Is the doctrine of frustration in India based on English common law?
No. The Supreme Court in Satyabrata Ghose v. Mugneeram Bangur held that Section 56 lays down a rule of positive law and does not leave the matter to be determined according to the intention of the parties. The doctrine of frustration in India is statutory, not common-law. The English implied-term theory does not control. The court grants relief on the ground of subsequent impossibility when an unexpected event or change of circumstances frustrates the whole purpose or basis of the contract. Where the contract itself contains a term — express or implied — covering the supervening event, the case falls under Section 32 (contingent contracts), not Section 56.
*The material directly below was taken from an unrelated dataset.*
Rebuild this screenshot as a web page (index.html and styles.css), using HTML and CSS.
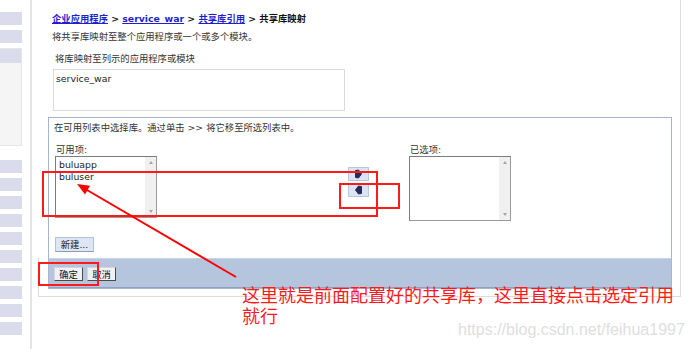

Does Section 56 apply to leases of immovable property?
No. The Supreme Court in Raja Dhruv Dev Chand v. Raja Harmohinder Singh held that Section 56 of the Contract Act does not apply to leases. Once a valid lease has come into existence, the agreement to lease has disappeared and its place is taken by the lease — a completed conveyance under which the lessee gets an interest in the property. There is a clear distinction between a completed conveyance and an executory contract; events that discharge a contract do not invalidate a concluded transfer. The position is different for an agreement to lease, which has not yet been executed and registered — that is a contract within Section 56 and may be frustrated.
Can a contract discharged by breach still give rise to a claim for damages?
Yes. Section 75 is express on this — a person who rightfully rescinds a contract is entitled to compensation for any damage which he has sustained through the non-fulfilment of the contract. Discharge by breach does not extinguish the cause of action for damages; it preserves it. The measure of damages is governed by Section 73 (general damages on the rule in Hadley v. Baxendale) and Section 74 (liquidated damages and penalty). In specific-performance cases, the aggrieved party who keeps the contract alive after anticipatory breach must show continuous readiness and willingness — Jawahar Lal Wadhwa v. Haripada Chakraborty applied the rule.